The Decisive Instrument

Lambert’s conclusion is unambiguous: the blockade was the war’s decisive instrument. It achieved what no number of land battles could achieve — the systematic strangulation of American economic life, the neutralisation of American naval power, and the creation of strategic conditions under which the Madison administration had no choice but to accept peace on British terms.

The Treaty of Ghent, which restored the status quo ante bellum without mentioning impressment or neutral rights, was the blockade’s ultimate vindication. Britain had demonstrated that it could impose unbearable economic and military pressure on the United States whenever it chose. The American challenge to British maritime supremacy had been answered comprehensively and decisively. The United States would not challenge Britain at sea again for the remainder of the nineteenth century.

The American navy fought with skill and distinction throughout the War of 1812. Its officers and crews earned the respect of their opponents — the highest compliment one professional service can pay another. But the strategic contest at sea was never in doubt.

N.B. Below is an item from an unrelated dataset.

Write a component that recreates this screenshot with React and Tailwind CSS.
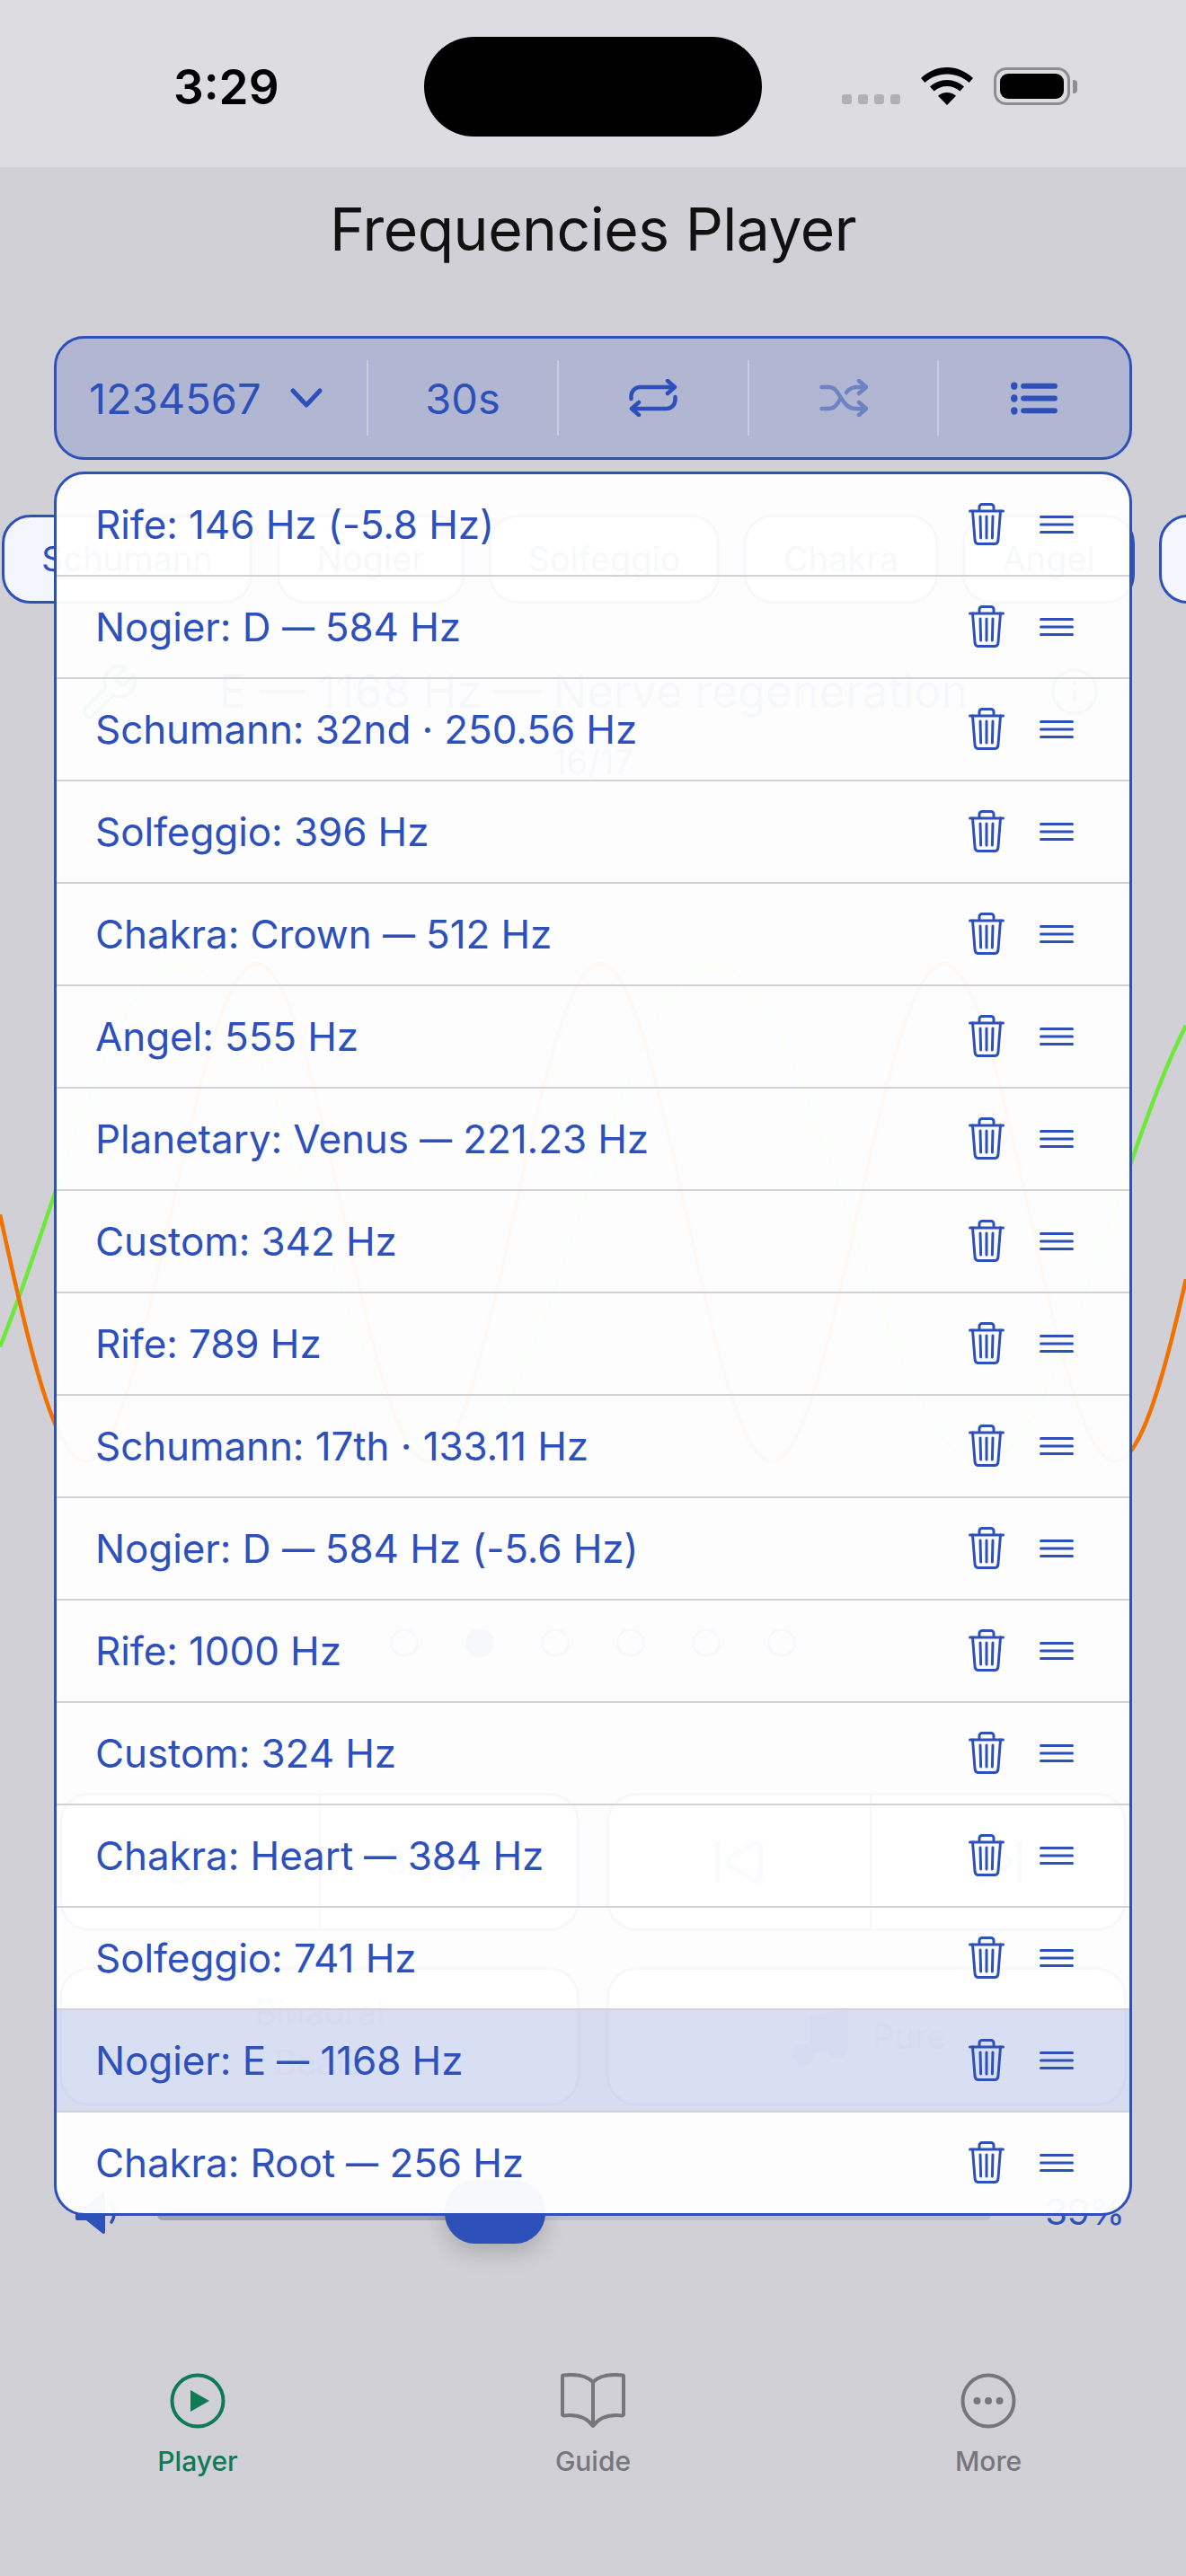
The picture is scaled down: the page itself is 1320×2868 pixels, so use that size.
import React from 'react';
import { Wrench, Info, Play, SkipBack, SkipForward, Music } from 'lucide-react';

const queue = [
  'Rife: 146 Hz (-5.8 Hz)',
  'Nogier: D — 584 Hz',
  'Schumann: 32nd · 250.56 Hz',
  'Solfeggio: 396 Hz',
  'Chakra: Crown — 512 Hz',
  'Angel: 555 Hz',
  'Planetary: Venus — 221.23 Hz',
  'Custom: 342 Hz',
  'Rife: 789 Hz',
  'Schumann: 17th · 133.11 Hz',
  'Nogier: D — 584 Hz (-5.6 Hz)',
  'Rife: 1000 Hz',
  'Custom: 324 Hz',
  'Chakra: Heart — 384 Hz',
  'Solfeggio: 741 Hz',
  'Nogier: E — 1168 Hz',
  'Chakra: Root — 256 Hz',
];

// wave curves, x/y in page pixels with the svg starting at y=1060
const wave = (peak, period) => {
  const pts = [];
  for (let x = 0; x <= 1320; x += 4) {
    const y = 290 - 277 * Math.cos((2 * Math.PI * (x - peak)) / period);
    pts.push(`${x},${y.toFixed(1)}`);
  }
  return pts.join(' ');
};

function TrashIcon() {
  return (
    <svg width="40" height="48" viewBox="0 0 40 48" fill="none" stroke="#2e50b9" strokeWidth="3" strokeLinecap="round" strokeLinejoin="round">
      <path d="M1.5 9h37" />
      <path d="M12 8V4.5A3 3 0 0 1 15 1.5h10a3 3 0 0 1 3 3V8" />
      <path d="M4.5 9l2.6 33a4 4 0 0 0 4 3.5h17.8a4 4 0 0 0 4-3.5L35.500 9" />
      <path d="M13 15l.6 24M20 15v24M27 15l-.6 24" />
    </svg>
  );
}

function DragIcon() {
  return (
    <svg width="38" height="22" viewBox="0 0 38 22" fill="none" stroke="#2e50b9" strokeWidth="3" strokeLinecap="round">
      <path d="M1.500 2.500h35M1.500 11h35M1.500 19.500h35" />
    </svg>
  );
}

function ListIcon() {
  return (
    <svg width="54" height="37" viewBox="0 0 56 40" fill="#2e50b9">
      <ellipse cx="4" cy="5" rx="4" ry="4.500" />
      <ellipse cx="4" cy="20" rx="4" ry="4.500" />
      <ellipse cx="4" cy="35" rx="4" ry="4.500" />
      <rect x="12" y="2" width="44" height="6.500" rx="3.200" />
      <rect x="12" y="16.700" width="44" height="6.500" rx="3.200" />
      <rect x="12" y="31.500" width="44" height="6.500" rx="3.200" />
    </svg>
  );
}

function RepeatIcon() {
  return (
    <svg width="54" height="42" viewBox="0 0 54 42" fill="none" stroke="#2e50b9" strokeWidth="4.500" strokeLinecap="round" strokeLinejoin="round">
      <path d="M2.500 22v-3a10 10 0 0 1 10-10h38" />
      <path d="M43 2l8 7-8 7" />
      <path d="M51.500 20v3a10 10 0 0 1-10 10h-38" />
      <path d="M11 26l-8 7 8 7" />
    </svg>
  );
}

function ShuffleIcon() {
  return (
    <svg className="opacity-50" width="54" height="42" viewBox="0 0 54 42" fill="none" stroke="#2e50b9" strokeWidth="4.500" strokeLinecap="round" strokeLinejoin="round">
      <path d="M2.500 9H10c8 0 10 6 14 12s8 12 16 12h11" />
      <path d="M2.500 33H10c8 0 10-6 14-12" />
      <path d="M30 15c3-4 6-6 11-6h10" />
      <path d="M44 2l8 7-8 7" />
      <path d="M44 26l8 7-8 7" />
    </svg>
  );
}

function StatusIcons() {
  return (
    <div className="absolute left-[937px] top-[75px] flex items-end">
      <div className="flex gap-[7px] mb-[1px]">
        <span className="w-[11px] h-[11px] rounded-[3px] bg-[#b0b0b6]" />
        <span className="w-[11px] h-[11px] rounded-[3px] bg-[#b0b0b6]" />
        <span className="w-[11px] h-[11px] rounded-[3px] bg-[#b0b0b6]" />
        <span className="w-[11px] h-[11px] rounded-[3px] bg-[#b0b0b6]" />
      </div>
      <svg className="ml-[23px]" width="58" height="42" viewBox="0 0 58 42" fill="#000">
        <path d="M29 0C18 0 8 4.500 0 12l4.500 5C11 11 19.500 7.500 29 7.500S47 11 53.500 17l4.500-5C50 4.500 40 0 29 0z" />
        <path d="M29 14c-7 0-13.500 2.800-19 7.500l4.600 5C18.500 23 23.500 21 29 21s10.500 2 14.400 5.500l4.600-5C42.500 16.800 36 14 29 14z" />
        <path d="M29 28c-3.800 0-7.500 1.400-10 3.800L29 42l10-10.200C36.500 29.400 32.800 28 29 28z" />
      </svg>
      <div className="ml-[23px] w-[85px] h-[42px] rounded-[14px] border-[3px] border-[#8e8e92] p-[4px]">
        <div className="w-full h-full rounded-[9px] bg-black" />
      </div>
      <div className="ml-[3px] mb-[13px] w-[5px] h-[15px] rounded-r-[4px] bg-[#8e8e92]" />
    </div>
  );
}

// the em dash in the reference font is narrower than Inter's
function QueueName({ name }) {
  const parts = name.split('—');
  if (parts.length === 1) return name;
  return (
    <>
      {parts[0]}
      <span className="inline-block origin-left scale-x-[0.82] -mr-[8px]">—</span>
      {parts[1]}
    </>
  );
}

export default function App() {
  return (
    <div className="relative w-[1320px] h-[2868px] overflow-hidden bg-[#d0d0d6] font-['Inter',sans-serif] flex flex-col">
      {/* status bar */}
      <div className="relative h-[186px] shrink-0 bg-[#dcdce1]">
        <span className="absolute left-[193px] top-[64px] text-[53px] leading-[66px] font-semibold text-black">3:29</span>
        <div className="absolute left-[472px] top-[41px] w-[376px] h-[111px] rounded-[56px] bg-black" />
        <StatusIcons />
      </div>

      <div className="h-[188px] shrink-0 flex justify-center pt-[29px]">
        <h1 className="text-[66px] leading-[80px] tracking-[-0.5px] font-normal text-[#111]">Frequencies Player</h1>
      </div>

      {/* toolbar */}
      <div className="mx-[60px] h-[138px] shrink-0 rounded-[34px] border-[3px] border-[#2e50b9] bg-[#b1b7d2] flex items-center text-[#2e50b9]">
        <div className="w-[347px] h-[84px] flex items-center pl-[36px] gap-[32px] border-r-2 border-[#c8cce0]">
          <span className="text-[47px] leading-none">1234567</span>
          <svg width="36" height="22" viewBox="0 0 36 22" fill="none" stroke="#2e50b9" strokeWidth="5" strokeLinecap="round" strokeLinejoin="round">
            <path d="M3 3l15 16L33 3" />
          </svg>
        </div>
        <div className="w-[212px] h-[84px] flex items-center justify-center border-r-2 border-[#c8cce0]">
          <span className="text-[47px] leading-none">30s</span>
        </div>
        <div className="w-[212px] h-[84px] flex items-center justify-center border-r-2 border-[#c8cce0]">
          <RepeatIcon />
        </div>
        <div className="w-[211px] h-[84px] flex items-center justify-center border-r-2 border-[#c8cce0]">
          <ShuffleIcon />
        </div>
        <div className="flex-1 h-[84px] flex items-center justify-center">
          <ListIcon />
        </div>
      </div>

      {/* category chips, mostly under the queue panel */}
      <div className="mt-[61px] h-[99px] shrink-0 flex gap-[27px] pl-[2px] text-[38px] text-[#2e50b9]">
        {[
          ['Schumann', 'w-[279px]'],
          ['Nogier', 'w-[209px]'],
          ['Solfeggio', 'w-[257px]'],
          ['Chakra', 'w-[216px]'],
          ['Angel', 'w-[192px]'],
        ].map(([label, width]) => (
          <div key={label} className={`${width} shrink-0 h-full rounded-[32px] border-[3px] border-[#2e50b9] bg-[#f3f6fd] flex items-center justify-center`}>
            {label}
          </div>
        ))}
        <div className="w-[260px] shrink-0 h-full rounded-[32px] border-[3px] border-[#2e50b9] bg-[#f3f6fd]" />
      </div>

      <div className="mt-[68px] h-[60px] shrink-0 flex items-center pl-[88px] text-[#2e50b9]">
        <Wrench size={68} strokeWidth={1.500} className="text-[#0f7a55]" />
        <span className="ml-[88px] text-[50.500px] leading-none whitespace-nowrap">E — 1168 Hz — Nerve regeneration</span>
        <Info size={58} strokeWidth={1.500} className="ml-[90px] text-[#0f7a55]" />
      </div>
      <div className="mt-[23px] h-[50px] shrink-0 text-center text-[38px] leading-[50px] text-[#2e50b9]">16/17</div>

      {/* wave */}
      <svg className="mt-[187px] shrink-0" width="1320" height="580" viewBox="0 0 1320 580" fill="none" strokeWidth="4.500">
        <polyline points={wave(202, 593)} stroke="#6fe83c" />
        <polyline points={wave(286, 382)} stroke="#f07000" />
      </svg>

      {/* page dots */}
      <div className="mt-[173px] h-[32px] shrink-0 flex justify-center gap-[52px]">
        {[0, 1, 2, 3, 4, 5].map((i) => (
          <span key={i} className={i === 1 ? 'w-[32px] h-[32px] rounded-full bg-[#2e50b9]' : 'w-[32px] h-[32px] rounded-full border-[3px] border-[#2e50b9]'} />
        ))}
      </div>

      {/* transport buttons */}
      <div className="mt-[151px] mx-[66px] grid grid-cols-2 gap-x-[30px] gap-y-[40px] text-[#2e50b9] text-[38px]">
        <div className="h-[154px] rounded-[34px] border-[3px] border-[#2e50b9] bg-[#f3f6fd] flex">
          <div className="w-[288px] flex items-center justify-center border-r-2 border-[#2e50b9]">
            <Play size={64} strokeWidth={2} className="opacity-60" />
          </div>
          <div className="flex-1 flex items-center justify-center opacity-60">Stopper</div>
        </div>
        <div className="h-[154px] rounded-[34px] border-[3px] border-[#2e50b9] bg-[#f3f6fd] flex">
          <div className="w-[292px] flex items-center justify-center border-r-2 border-[#2e50b9]">
            <SkipBack size={64} strokeWidth={2} className="opacity-60" />
          </div>
          <div className="flex-1 flex items-center justify-center">
            <SkipForward size={64} strokeWidth={2} className="opacity-60" />
          </div>
        </div>
        <div className="h-[155px] rounded-[34px] border-[3px] border-[#2e50b9] bg-[#f3f6fd] flex flex-col items-center justify-center leading-[56px]">
          <span className="opacity-60">Binaural</span>
          <span className="opacity-60">Beats</span>
        </div>
        <div className="h-[155px] rounded-[34px] border-[3px] border-[#2e50b9] bg-[#f3f6fd] flex items-center justify-center gap-[20px]">
          <Music size={76} strokeWidth={1.500} className="opacity-60 fill-current" />
          <span className="opacity-60">Pure</span>
        </div>
      </div>

      {/* volume */}
      <div className="mt-[82px] h-[71px] shrink-0 relative">
        <svg className="absolute left-[84px] top-[13px]" width="48" height="48" viewBox="0 0 48 48" fill="#2e50b9">
          <path d="M2 16h10L30 1.500c1.500-1 3-.2 3 1.500v42c0 1.700-1.500 2.500-3 1.500L12 32H2a2 2 0 0 1-2-2V18a2 2 0 0 1 2-2z" />
          <path d="M40 14c4 6 4 14 0 20" fill="none" stroke="#2e50b9" strokeWidth="3.500" strokeLinecap="round" />
        </svg>
        <div className="absolute left-[175px] top-[31px] w-[928px] h-[14px] rounded-[6px] bg-[#c0c0c8] overflow-hidden">
          <div className="w-[340px] h-full bg-[#a0a2ac]" />
        </div>
        <div className="absolute left-[495px] top-0 w-[112px] h-[71px] rounded-[34px] bg-[#2e50b9] shadow-[0_10px_24px_rgba(0,0,0,0.18)]" />
        <span className="absolute right-[68px] top-[13px] text-[40px] leading-[46px] text-[#2e50b9]">39%</span>
      </div>

      {/* tab bar */}
      <div className="mt-[144px] grid grid-cols-3 w-full text-[30px] font-medium text-[#77777b]">
        <div className="flex flex-col items-center text-[#0f7a55]">
          <svg width="62" height="62" viewBox="0 0 62 62" fill="none">
            <circle cx="31" cy="31" r="28.500" stroke="#0f7a55" strokeWidth="4" />
            <path d="M23 19l21 12-21 12z" fill="#0f7a55" />
          </svg>
          <span className="mt-[14px] leading-[44px]">Player</span>
        </div>
        <div className="flex flex-col items-center">
          <svg width="72" height="62" viewBox="0 0 72 62" fill="none" stroke="#77777b" strokeWidth="4" strokeLinejoin="round">
            <path d="M36 10C29 3 16 1 3 2.500c-.8.100-1 .7-1 1.500v42c0 1 .6 1.500 1.500 1.400C16 46 28 48 36 59c8-11 20-13 32.500-11.600.9.100 1.500-.4 1.500-1.400V4c0-.8-.2-1.400-1-1.500C56 1 43 3 36 10z" />
            <path d="M36 10v46" />
          </svg>
          <span className="mt-[14px] leading-[44px]">Guide</span>
        </div>
        <div className="flex flex-col items-center">
          <svg width="62" height="62" viewBox="0 0 62 62" fill="none">
            <circle cx="31" cy="31" r="28.500" stroke="#77777b" strokeWidth="4" />
            <circle cx="18.500" cy="31" r="4" fill="#77777b" />
            <circle cx="31" cy="31" r="4" fill="#77777b" />
            <circle cx="43.500" cy="31" r="4" fill="#77777b" />
          </svg>
          <span className="mt-[14px] leading-[44px]">More</span>
        </div>
      </div>

      {/* queue panel over the player */}
      <div className="absolute left-[60px] top-[525px] w-[1200px] h-[1942px] rounded-[34px] border-[3px] border-[#2e50b9] bg-white/96 overflow-hidden flex flex-col">
        {queue.map((name, i) => (
          <div
            key={i}
            className={`flex-1 min-h-0 flex items-center pl-[43px] pr-[62px] ${i < queue.length - 1 ? 'border-b-2 border-[#d2d2d6]' : ''} ${i === 15 ? 'bg-[#2e50b9]/18' : ''}`}
          >
            <span className="flex-1 text-[44px] leading-none tracking-[-0.1px] text-[#2e50b9] whitespace-nowrap"><QueueName name={name} /></span>
            <TrashIcon />
            <span className="ml-[39px]"><DragIcon /></span>
          </div>
        ))}
      </div>
    </div>
  );
}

Britain controlled the oceans in 1812, and it controlled them in 1815. The blockade was the mechanism through which that control was translated into victory. Everything else was marginal.

Significance

The blockade was the Royal Navy's most consequential contribution to the war. It strangled American trade, collapsed government revenue, neutralised the US Navy, and enabled power projection along the entire coast. Andrew Lambert identifies it as the decisive instrument of British victory: the mechanism through which naval supremacy was translated into strategic pressure that made the war financially unsustainable for the United States.